Liputan6.com, Jakarta - Wakil Ketua KPK Saut Situmorang menegaskan bahwa korupsi di lingkup birokrasi atau kelas teri (petty corruption) sangat membahayakan dibandingkan korupsi tingkat tinggi (grand corruption).
"Petty corruption jusru lebih bahaya daripada grand corruption. Ini (korupsi birokrasi) membuat sakit masyarakat," tegas Saut dalam acara Seminar Publik Pertanggungjawaban Pidana Korporasi dan Impementasi Perma Nomor 13 Tahun 2016 di Hotel Le Meridien Jakarta, Selasa (21/2/2017).
Advertisement
Untuk itu, Saut sangat bersyukur dengan dibuatnya Perma Nomor 13 Tahun 2016 tentang tata cara penanganan perkara tindak pidana korporasi.

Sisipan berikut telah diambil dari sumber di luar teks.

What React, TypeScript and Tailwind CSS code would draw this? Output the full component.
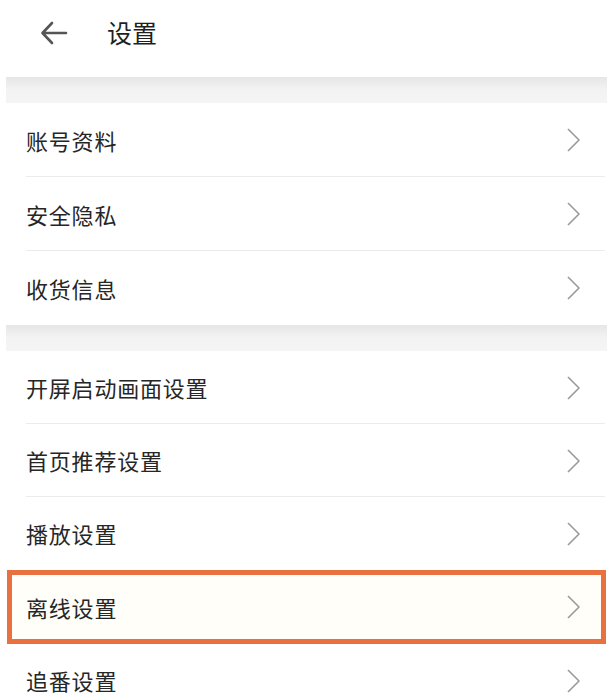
import React from "react";

const font = { fontFamily: '"Noto Sans CJK SC", "Noto Sans", sans-serif' };

const Chevron = () => (
  <svg width="16" height="26" viewBox="0 0 16 26" fill="none">
    <polyline points="3,2 14,13 3,24" stroke="#9a9a9a" strokeWidth="1.6" strokeLinejoin="round" />
  </svg>
);

const Row = ({ label, divider = true, h = "h-[73px]" }: { label: string; divider?: boolean; h?: string }) => (
  <div className={`relative flex ${h} items-center justify-between pl-[26px] pr-[32px] bg-white`}>
    <span className="text-[22px] text-[#262626] tracking-[0.8px]">{label}</span>
    <Chevron />
    {divider && <div className="absolute bottom-0 left-[26px] right-[8px] h-px bg-[#ececec]" />}
  </div>
);

const Band = ({ h }: { h: string }) => (
  <div className={`${h} mx-[6px] bg-gradient-to-b from-[#e6e6e6] via-[#f3f3f3] to-[#f5f5f5]`} />
);

export default function App() {
  return (
    <div className="w-[613px] h-[698px] overflow-hidden bg-white" style={font}>
      <div className="flex h-[77px] items-center pb-[12px] pl-[40px]">
        <svg width="28" height="24" viewBox="0 0 28 24" fill="none">
          <path d="M26 12H3M12 2L2.5 12L12 22" stroke="#555" strokeWidth="2.6" strokeLinecap="round" strokeLinejoin="round" />
        </svg>
        <span className="ml-[39px] text-[25px] text-[#1f1f1f]">设置</span>
      </div>
      <Band h="h-[26px]" />
      <Row label="账号资料" h="h-[74px]" />
      <Row label="安全隐私" h="h-[74px]" />
      <Row label="收货信息" divider={false} h="h-[74px]" />
      <Band h="h-[26px]" />
      <Row label="开屏启动画面设置" />
      <Row label="首页推荐设置" />
      <Row label="播放设置" divider={false} />
      <div className="mx-[7px] border-[5px] border-[#e9713f] bg-[#fffef8]">
        <div className="flex h-[64px] items-center justify-between pl-[14px] pr-[20px]">
          <span className="text-[22px] text-[#262626] tracking-[0.8px]">离线设置</span>
          <Chevron />
        </div>
      </div>
      <Row label="追番设置" divider={false} />
    </div>
  );
}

"Peraturan ini tidak hanya memberi kepastian hukum kepada penegak hukum bukan korporasi, kita tidak masuk di daerah abu-abu," ujar dia.
Saut pun menuturkan Perma itu akan menjadi senjata baru bagi KPK sehingga pemberantasan korupsi tidak lagi dilakukan dengan cara tunggal.

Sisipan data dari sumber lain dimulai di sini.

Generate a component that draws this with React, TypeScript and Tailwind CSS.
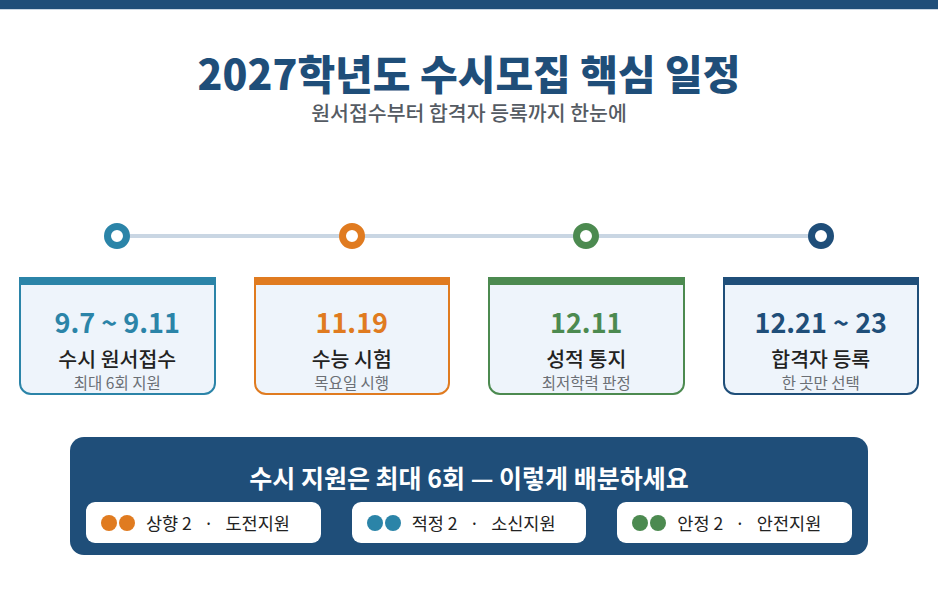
const font = { fontFamily: '"Noto Sans CJK KR", "Noto Sans", sans-serif' };

type Step = {
  date: string;
  title: string;
  sub: string;
  ring: string;
  text: string;
  card: string;
};

const steps: Step[] = [
  {
    date: "9.7 ~ 9.11",
    title: "수시 원서접수",
    sub: "최대 6회 지원",
    ring: "border-[#2b84a8]",
    text: "text-[#2b84a8]",
    card: "border-[#2b84a8]",
  },
  {
    date: "11.19",
    title: "수능 시험",
    sub: "목요일 시행",
    ring: "border-[#e07b20]",
    text: "text-[#e07b20]",
    card: "border-[#e07b20]",
  },
  {
    date: "12.11",
    title: "성적 통지",
    sub: "최저학력 판정",
    ring: "border-[#4c8a50]",
    text: "text-[#4c8a50]",
    card: "border-[#4c8a50]",
  },
  {
    date: "12.21 ~ 23",
    title: "합격자 등록",
    sub: "한 곳만 선택",
    ring: "border-[#1f4e79]",
    text: "text-[#1f4e79]",
    card: "border-[#1f4e79]",
  },
];

const mixes = [
  { dot: "bg-[#e07b20]", label: "상향 2", kind: "도전지원" },
  { dot: "bg-[#2b84a8]", label: "적정 2", kind: "소신지원" },
  { dot: "bg-[#4c8a50]", label: "안정 2", kind: "안전지원" },
];

export default function App() {
  return (
    <div className="w-[938px] h-[594px] bg-white overflow-hidden" style={font}>
      {/* top band */}
      <div className="h-[9px] bg-[#1f4e79]" />
      <div className="h-px bg-[#c9d6e3]" />

      {/* heading */}
      <div className="pt-[39px] text-center">
        <h1 className="text-[41px] leading-[46px] font-black text-[#1f4e79]">
          2027학년도 수시모집 핵심 일정
        </h1>
        <p className="mt-[4px] text-[20.5px] leading-[26px] font-medium text-[#555b63]">
          원서접수부터 합격자 등록까지 한눈에
        </p>
      </div>

      {/* timeline */}
      <div className="relative mt-[98px] h-[26px] px-[19px]">
        <div className="absolute left-[117px] right-[118px] top-[11px] h-[4px] bg-[#c9d6e3]" />
        <div className="relative grid grid-cols-4 gap-x-[38px]">
          {steps.map((s) => (
            <div key={s.date} className="flex justify-center">
              <div className={`w-[26px] h-[26px] rounded-full border-[7px] bg-white ${s.ring}`} />
            </div>
          ))}
        </div>
      </div>

      {/* cards */}
      <div className="mt-[28px] px-[19px] grid grid-cols-4 gap-x-[38px]">
        {steps.map((s) => (
          <div
            key={s.date}
            className={`h-[118px] border-2 border-t-[8px] rounded-b-[12px] bg-[#eef4fb] flex flex-col items-center ${s.card}`}
          >
            <div className={`mt-[21px] text-[27px] leading-[32px] font-bold ${s.text}`}>{s.date}</div>
            <div className="mt-[8px] text-[20.5px] leading-[24px] font-medium text-[#222]">{s.title}</div>
            <div className="mt-[2px] text-[15.5px] leading-[20px] text-[#6b6f75]">{s.sub}</div>
          </div>
        ))}
      </div>

      {/* mix panel */}
      <div className="mx-[70px] mt-[42px] h-[118px] rounded-[14px] bg-[#1f4e79] px-[16px] pt-[24px]">
        <h2 className="text-center text-[25px] leading-[32px] font-bold text-white">
          수시 지원은 최대 6회 — 이렇게 배분하세요
        </h2>
        <div className="mt-[9px] grid grid-cols-3 gap-x-[31px]">
          {mixes.map((m) => (
            <div key={m.label} className="h-[41px] rounded-[9px] bg-white flex items-center pl-[15px]">
              <span className={`w-[16px] h-[16px] rounded-full ${m.dot}`} />
              <span className={`ml-[2px] w-[16px] h-[16px] rounded-full ${m.dot}`} />
              <span className="ml-[11px] text-[17.5px] leading-[24px] text-[#222]">
                {m.label} <span className="mx-[8px]">·</span> {m.kind}
              </span>
            </div>
          ))}
        </div>
      </div>
    </div>
  );
}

"Jadi OTT (operasi tangkap tangan) itu tidak jadi ukuran, sehingga tidak ada cara tunggal memberantas korupsi," tambah Saut.
Dia juga mengatakan bahwa Perma Nomor 13 Tahun 2016 telah dinantikan oleh banyak pihak. Sebab, Perma ini akan memberikan aturan yang jelas, terutama dalam bidang korporasi serta memudahkan penyidik KPK dalam mengusut tindak pidana di lingkup korporasi.
"Sebelum Perma ini muncul masih belum ada aturan yang jelas untuk menghukum pihak yang dianggap bersalah," tutur Saut.
Sebelumnya, Hakim Agung Kamar Pidana Surya Jaya mengatakan, Perma No 13 Tahun 2016 terkait tata cara penanganan perkara tindak pidana koorporasi dapat dipakai untuk berita acara UU Money Laundring (Pencucian Uang) dan UU Tindak Pidana Korupsi.
"Karena stakeholder-nya adalah KPK, maka Perma ini adalah bagaimana tindak pidana korupsi dan money laundring mendapat petunjuk-petunjuk yang bisa lebih jelas subjek hukumnya yang ditentukan UU. Perma ini akan digunakan berita acara untuk TPPU dan Tipikor," jelas Surya di acara yang sama.